Vivi Roma, a passeggio per la città
Prima parte
Il Roseto di Roma è uno tra i più belli al mondo, si estende per 10.000 metri quadrati su un versante del colle Aventino, ben visibile dal Circo Massimo posto invece più a valle. Il primo impianto del Roseto risale al 1931, realizzato da Francesco Boncompagni Ludovisi, allora Governatore di Roma, su richiesta e desiderio della Contessa Mary Gayley Senni, che in seguito fu anche curatrice di alcune edizioni del concorso floreale.
All’epoca il parco era sito sul Colle Oppio, vicino al Colosseo. Durante il Secondo Conflitto Mondiale la zona, in parte già dimenticata, fu trasformata in Orto di guerra e poi distrutta dai bombardamenti.
Nel 1950 il Comune di Roma pensò di ricostituire il roseto, stavolta sulle pendici dell’Aventino, proponendo l’idea alla Comunità Ebraica che qui aveva un suo cimitero.
Questa zona ha un passato importante: in antichità era stata prima un’area agricola, poi nel III secolo a.C. aveva ospitato il tempio di Flora; vicino vi era un importante tempio risalente a Servio Tullio, che poi nel 36 a.C. fu dedicato alla dea Diana, sul colle nel 133 a.C. si rifugiarono Gaio e Sempronio Gracco in fuga da Roma. Nel 450 a.C. Appio Claudio marciò con il suo esercito proprio qui, dopo una sua non nobile azione, e sempre qui i plebei nel 494 a.C. si ritirarono per ottenere la parificazione dei loro diritti con i patrizi… Insomma, è un luogo con tanta storia.

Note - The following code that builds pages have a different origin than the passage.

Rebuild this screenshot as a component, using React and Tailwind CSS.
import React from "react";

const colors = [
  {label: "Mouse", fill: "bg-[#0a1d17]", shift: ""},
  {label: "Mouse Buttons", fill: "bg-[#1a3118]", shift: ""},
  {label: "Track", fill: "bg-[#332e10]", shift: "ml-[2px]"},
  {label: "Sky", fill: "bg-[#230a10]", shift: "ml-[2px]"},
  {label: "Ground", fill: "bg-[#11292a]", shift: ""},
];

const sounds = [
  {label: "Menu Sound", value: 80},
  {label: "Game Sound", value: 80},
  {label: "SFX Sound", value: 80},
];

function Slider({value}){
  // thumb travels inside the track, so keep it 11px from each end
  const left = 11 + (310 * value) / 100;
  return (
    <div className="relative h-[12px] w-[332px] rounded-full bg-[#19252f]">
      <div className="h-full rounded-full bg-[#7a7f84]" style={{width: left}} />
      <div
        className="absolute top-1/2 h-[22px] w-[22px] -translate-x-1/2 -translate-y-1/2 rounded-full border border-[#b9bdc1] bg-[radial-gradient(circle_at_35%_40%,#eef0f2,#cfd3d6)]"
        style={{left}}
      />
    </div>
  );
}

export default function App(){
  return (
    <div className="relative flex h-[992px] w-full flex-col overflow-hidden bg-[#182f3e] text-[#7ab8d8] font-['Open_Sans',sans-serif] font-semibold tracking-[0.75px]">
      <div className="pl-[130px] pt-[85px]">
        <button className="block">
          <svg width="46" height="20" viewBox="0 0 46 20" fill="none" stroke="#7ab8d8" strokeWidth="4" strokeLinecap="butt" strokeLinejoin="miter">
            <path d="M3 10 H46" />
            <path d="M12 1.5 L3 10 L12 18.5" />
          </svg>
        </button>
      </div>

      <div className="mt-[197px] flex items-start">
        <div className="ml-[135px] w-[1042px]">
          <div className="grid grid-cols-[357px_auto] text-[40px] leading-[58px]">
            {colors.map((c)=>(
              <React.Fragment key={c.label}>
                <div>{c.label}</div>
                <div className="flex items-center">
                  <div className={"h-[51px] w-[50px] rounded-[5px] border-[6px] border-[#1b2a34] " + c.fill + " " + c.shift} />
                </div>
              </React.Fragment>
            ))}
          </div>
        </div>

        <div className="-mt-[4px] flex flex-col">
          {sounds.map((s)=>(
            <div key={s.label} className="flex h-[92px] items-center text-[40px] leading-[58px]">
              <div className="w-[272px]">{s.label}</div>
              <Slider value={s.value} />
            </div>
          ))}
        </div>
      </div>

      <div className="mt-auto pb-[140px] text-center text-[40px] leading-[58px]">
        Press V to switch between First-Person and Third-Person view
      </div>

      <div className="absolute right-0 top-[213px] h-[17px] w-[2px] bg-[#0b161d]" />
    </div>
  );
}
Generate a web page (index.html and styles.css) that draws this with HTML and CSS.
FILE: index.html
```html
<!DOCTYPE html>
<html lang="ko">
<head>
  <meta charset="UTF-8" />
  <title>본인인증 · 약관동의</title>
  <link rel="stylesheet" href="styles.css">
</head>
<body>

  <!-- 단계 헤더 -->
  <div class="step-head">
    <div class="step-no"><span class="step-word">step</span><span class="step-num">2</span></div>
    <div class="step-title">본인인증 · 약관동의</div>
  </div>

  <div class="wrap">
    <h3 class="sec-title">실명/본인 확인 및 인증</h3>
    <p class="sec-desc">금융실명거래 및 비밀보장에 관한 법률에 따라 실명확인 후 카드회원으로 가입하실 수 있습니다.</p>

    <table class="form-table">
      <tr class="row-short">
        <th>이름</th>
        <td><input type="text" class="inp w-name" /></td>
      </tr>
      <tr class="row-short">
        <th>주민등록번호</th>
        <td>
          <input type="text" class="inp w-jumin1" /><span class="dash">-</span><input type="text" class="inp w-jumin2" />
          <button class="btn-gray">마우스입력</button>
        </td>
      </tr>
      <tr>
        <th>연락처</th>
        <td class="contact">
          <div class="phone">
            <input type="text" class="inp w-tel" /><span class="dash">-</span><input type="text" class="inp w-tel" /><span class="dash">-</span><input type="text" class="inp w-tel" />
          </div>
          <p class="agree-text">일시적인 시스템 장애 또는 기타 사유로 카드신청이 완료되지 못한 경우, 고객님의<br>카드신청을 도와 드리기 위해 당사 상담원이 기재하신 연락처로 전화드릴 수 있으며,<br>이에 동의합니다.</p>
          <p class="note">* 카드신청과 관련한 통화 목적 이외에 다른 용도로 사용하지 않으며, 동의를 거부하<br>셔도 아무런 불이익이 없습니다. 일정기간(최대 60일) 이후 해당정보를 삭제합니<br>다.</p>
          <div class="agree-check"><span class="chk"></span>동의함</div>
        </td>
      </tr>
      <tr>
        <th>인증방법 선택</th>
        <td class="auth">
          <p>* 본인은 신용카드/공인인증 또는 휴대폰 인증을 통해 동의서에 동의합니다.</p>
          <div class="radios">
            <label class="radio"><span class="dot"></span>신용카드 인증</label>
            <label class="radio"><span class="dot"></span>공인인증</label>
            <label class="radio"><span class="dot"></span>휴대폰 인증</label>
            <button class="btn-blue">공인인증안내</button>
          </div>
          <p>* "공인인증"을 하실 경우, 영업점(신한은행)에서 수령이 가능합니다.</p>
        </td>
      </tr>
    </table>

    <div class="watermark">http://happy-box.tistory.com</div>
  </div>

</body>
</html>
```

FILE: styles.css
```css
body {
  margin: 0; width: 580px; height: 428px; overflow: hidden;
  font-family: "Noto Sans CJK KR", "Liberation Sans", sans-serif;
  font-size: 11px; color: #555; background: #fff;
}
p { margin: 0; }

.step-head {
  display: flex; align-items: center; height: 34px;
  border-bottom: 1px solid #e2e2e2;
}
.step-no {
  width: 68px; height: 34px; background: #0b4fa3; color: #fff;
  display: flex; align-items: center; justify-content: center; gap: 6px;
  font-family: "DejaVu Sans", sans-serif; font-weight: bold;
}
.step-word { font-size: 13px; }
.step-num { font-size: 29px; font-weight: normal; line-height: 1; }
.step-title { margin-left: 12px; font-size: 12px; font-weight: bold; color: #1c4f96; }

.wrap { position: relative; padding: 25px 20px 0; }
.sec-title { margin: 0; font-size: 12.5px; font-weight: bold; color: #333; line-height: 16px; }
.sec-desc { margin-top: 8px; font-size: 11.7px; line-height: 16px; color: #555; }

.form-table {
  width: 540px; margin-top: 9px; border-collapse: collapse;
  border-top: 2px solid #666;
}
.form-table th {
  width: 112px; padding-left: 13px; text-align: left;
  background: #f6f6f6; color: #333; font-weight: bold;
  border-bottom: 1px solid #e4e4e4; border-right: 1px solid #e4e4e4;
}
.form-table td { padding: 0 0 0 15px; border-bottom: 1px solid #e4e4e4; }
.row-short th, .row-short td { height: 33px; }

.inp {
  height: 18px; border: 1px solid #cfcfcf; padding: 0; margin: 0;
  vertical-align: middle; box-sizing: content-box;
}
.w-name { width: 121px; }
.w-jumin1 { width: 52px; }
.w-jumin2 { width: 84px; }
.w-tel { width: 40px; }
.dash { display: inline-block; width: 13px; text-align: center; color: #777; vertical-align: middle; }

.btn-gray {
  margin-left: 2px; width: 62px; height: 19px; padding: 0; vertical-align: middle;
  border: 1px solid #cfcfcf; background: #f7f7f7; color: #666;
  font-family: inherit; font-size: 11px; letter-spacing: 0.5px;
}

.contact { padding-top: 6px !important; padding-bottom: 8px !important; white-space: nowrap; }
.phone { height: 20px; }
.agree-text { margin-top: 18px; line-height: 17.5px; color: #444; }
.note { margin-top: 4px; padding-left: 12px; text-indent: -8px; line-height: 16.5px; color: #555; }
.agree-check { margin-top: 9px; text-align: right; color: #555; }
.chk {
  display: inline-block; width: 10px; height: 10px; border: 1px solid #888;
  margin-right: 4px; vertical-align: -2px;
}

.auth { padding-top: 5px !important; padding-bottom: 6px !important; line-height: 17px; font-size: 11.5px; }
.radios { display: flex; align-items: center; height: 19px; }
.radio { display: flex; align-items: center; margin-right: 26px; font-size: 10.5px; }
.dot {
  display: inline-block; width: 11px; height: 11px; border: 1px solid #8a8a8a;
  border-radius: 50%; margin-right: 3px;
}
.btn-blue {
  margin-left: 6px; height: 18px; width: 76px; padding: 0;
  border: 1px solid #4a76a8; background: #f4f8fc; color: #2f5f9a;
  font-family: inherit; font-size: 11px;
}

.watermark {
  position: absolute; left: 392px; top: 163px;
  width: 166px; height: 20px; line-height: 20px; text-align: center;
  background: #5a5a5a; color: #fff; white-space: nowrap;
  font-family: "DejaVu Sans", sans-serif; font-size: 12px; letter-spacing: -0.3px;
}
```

Più recentemente questo posto era conosciuto come “Ortaccio degli Ebrei”. Risale infatti al 1645 il Cimitero della Comunità Ebraica di Roma, qui stanziato e poi trasferito nel 1934 in un’area del Cimitero Verano, proprio per poter trasformare “l’ortaccio” e destinarlo come luogo verde per il pubblico. Nello stesso periodo furono costruite via del Circo Massimo e via di Valle Murcia, che divide in due il Roseto. I cipressi secolari ancora oggi visibili in quest’area risalgono proprio a quel tempo.
La Comunità fu subito favorevole all’idea, chiese però che all’ingresso venisse posta una stele per ricordare ai visitatori la passata destinazione sacra del luogo.
L’architetto Di Castro disegnò allora due steli che riproducevano le tavole di Mosè, poste agli ingressi delle due aree: quella della “collezione” e quella del “concorso”. I viali del giardino destinato all’area della collezione (quello grande) sono stati progettati a forma di Menorah, il candelabro simbolo dell’ebraismo, che è ben visibile ponendosi sulla scalinata centrale. Il giardino grande è quello appoggiato sulla parte alta del colle, destinato ad ospitare le rose botaniche antiche e moderne. Si ripercorre così, nella passeggiata tra i vialetti, una parte della storia dell’evoluzione della rosa, dall’antichità ad oggi.
Il giardino più piccolo è invece più a valle, confina con via del Circo Massimo ed è separato da quello grande da una strada solitamente pedonale, oggi occupata ed arredata per ospitare la manifestazione della premiazione.
Qui vengono ospitate le rose che partecipano ogni anno, a maggio, al “Concorso Internazionale Premio Roma per Nuove Varietà di Rose”.
Le rose che vi partecipano provengono da ogni parte del mondo e arrivano in loco due anni prima rispetto al concorso. Piantate e curate dai tecnici del Roseto, sono visionate durante il concorso da una Giuria Permanente.
Parte delle notizie qui riportate sono estratte dal volume “Il Roseto di Roma capitale” di Salvatore Ianni e Antonello Santelli (il secondo, ho avuto il piacere di conoscerlo durante la manifestazione del 22 maggio 2022). A loro volta un sunto di queste informazioni sono riportate su un fascicolo stampato appositamente per questa edizione e distribuito gratuitamente dallo staff.